Tetu began building the Just For You (JFY) spa business in her early twenties. She moved from her hometown of Craik to Saskatoon at 15, got a job and rented her first apartment. After finishing high school, the then single mom began working in a spa and later purchased the business in 2007. She quickly began a rebranding and renovation process. “I did every job that was there to be able to make it profitable,” she says.

Lia Reese Flagship, Saskatoon

Those efforts more than tripled the business’s clientele and profits during JFY’s first year. Tetu launched Lia Reese Canada in 2011 and opened her second spa in 2012 in Regina. Four years later, a Lloydminster spa opened, followed by a second Saskatoon location in early 2018. Lia Reese began with a professionally developed paraben and cruelty-free skincare line. It has expanded into cosmetics and body care, all made in Canada. During that growth process, she started changing the industry’s status quo. “That meant giving promotions in the company within an industry that generally doesn’t offer growth,” says Tetu. As the businesses grew, she happily shared that success with employees.

“The larger I grew as a company, the more opportunity I was able to offer in my industry,” says Tetu.

JFY has became a Saskatchewan success story because of Tetu’s ethos: A personalized and professional experience that begins when clients enter the door. It’s a strategy other businesses could employ with great success. Tetu is quick to credit her team across the province: “I wouldn’t be able to do what I do without their work and dedication.” Tetu and the 11 directors work as a team with the almost 120 employees. “It’s not a one-person job. There’s no way we could grow the way we do if we didn’t have that team effort,” she says.

Recognizing leaders is a trait of Tetu’s that has helped build JFY and Lia Reese. “I’m smart enough to know that when someone’s good at something, let them do it. One person trying to do 10 jobs does 10 jobs poorly,” she says. Static job descriptions don’t work for her. A true creative mind, Tetu surrounds herself with people who thrive on innovation.

Tetu named each product in Lia Reese’s cosmetic line after someone who has positively affected or inspired her. One collection is named after towns in Saskatchewan and Alberta.  It’s a genius marketing move. Not only does it connect people with a story, it also gives them a sense of place and prairie pride.

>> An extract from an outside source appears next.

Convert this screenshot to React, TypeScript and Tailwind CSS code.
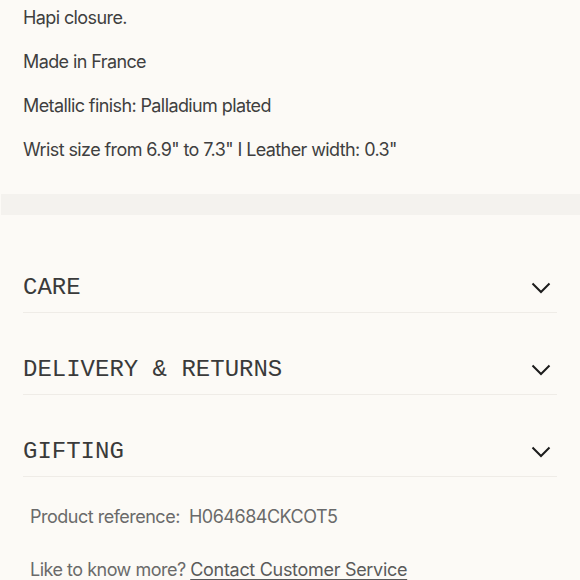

Tetu doesn’t quite see it that way though. She says women like her aunts Valerie and Shannon (who have a lip gloss named for them), have been instrumental in her life. “These are the people who made me who I am,” says Tetu.

When she began public speaking four years ago, she shared little of her childhood (her father struggled with debilitating addictions). After his death, she decided to talk about it to help others in similar situations: “It was a very painful situation and I wanted to find the good in it. My father was the most loving, caring man…he just happened to struggle with addictions.”

The message she delivers everywhere from business events to high schools is powerful. “You decide what happens in your future,” Tetu says. “If you don’t like the way you’re living your life, then change it.” She says that if her life had been easier, she wouldn’t have been driven to succeed. “I believe it made me strong, kind and generous. It made me work hard and stand up for things I believed in – everything you need to be an entrepreneur.”

Tetu defines her success by her work’s impact on her community: founding 471 Recovery Resources is the most meaningful thing she’s ever done. “My goal is to help break the stigma associated with addictions. If I share my story, then maybe others will share theirs. Addictions are in our communities and are killing our children,” she says. She started 471 because if children are given education about addiction, it enables them to break the cycle. She puts most of her profits into Saskatchewan because she believes it’s her responsibility to give back to the people who have made her successful.

“The support that I’ve received across this province is unbelievable. There’s nowhere else I’d rather live,” says Tetu.

Tetu is not yet sure what will unfold from the Top 40 Under 40 distinction, but she can feel the momentum building. She calls it a “complete honour,” and adds she will use the platform to motivate others in a philanthropic direction. “I will take that honour and I will use it proudly. Frankly, I wouldn’t be here if others didn’t help my family. It’s my responsibility to give back. It’s come full circle.”

JESS TETU’S ADVICE FOR ENTREPRENEURS

ON GIVING UP:

“Expect to want to give up but don’t. When you have that moment, know that it’s normal and it will pass. You’re going to have hard times. It’s not all rainbows and sunshine.”

ON WORK AND REWARDS:

“It’s going to be more work then you have ever worked in your life but more rewarding then anything you’ve ever done. It’s a roller coaster and you have to be a certain type of person to handle it.”

ON ENTREPRENEURIAL QUALITIES:

“Entrepreneurs are not wired like other people. They can’t sit still. You need to be tenacious, brave, motivated, dedicated and driven. And be kind.”

ON CHALLENGES:

“I’ve taught myself to look at similar experiences I’ve been through and how it turned out or what helped. I’m also not afraid to ask for help and advice.”

ON FAILING:

“You need to fail. Failing teaches you strength, resilience and how to perfect something.”

ON GOAL-SETTING:

“Monday morning is my goal-setting time. I do short-term, middle-term and gigantic, long-term goals. Each level connects to the next. It’s bizarre how well it works when you hold yourself accountable.”

ON SUCCESS:

“When business is going well, don’t assume it’s going to last forever. Prepare. Be cautious. Learn your busy seasons and what makes you money, then average it out and budget.”

ON MARKETING:

“Marketing during your first year is important. The longer it takes for people to know you exist, the longer it takes for them to come in your doors.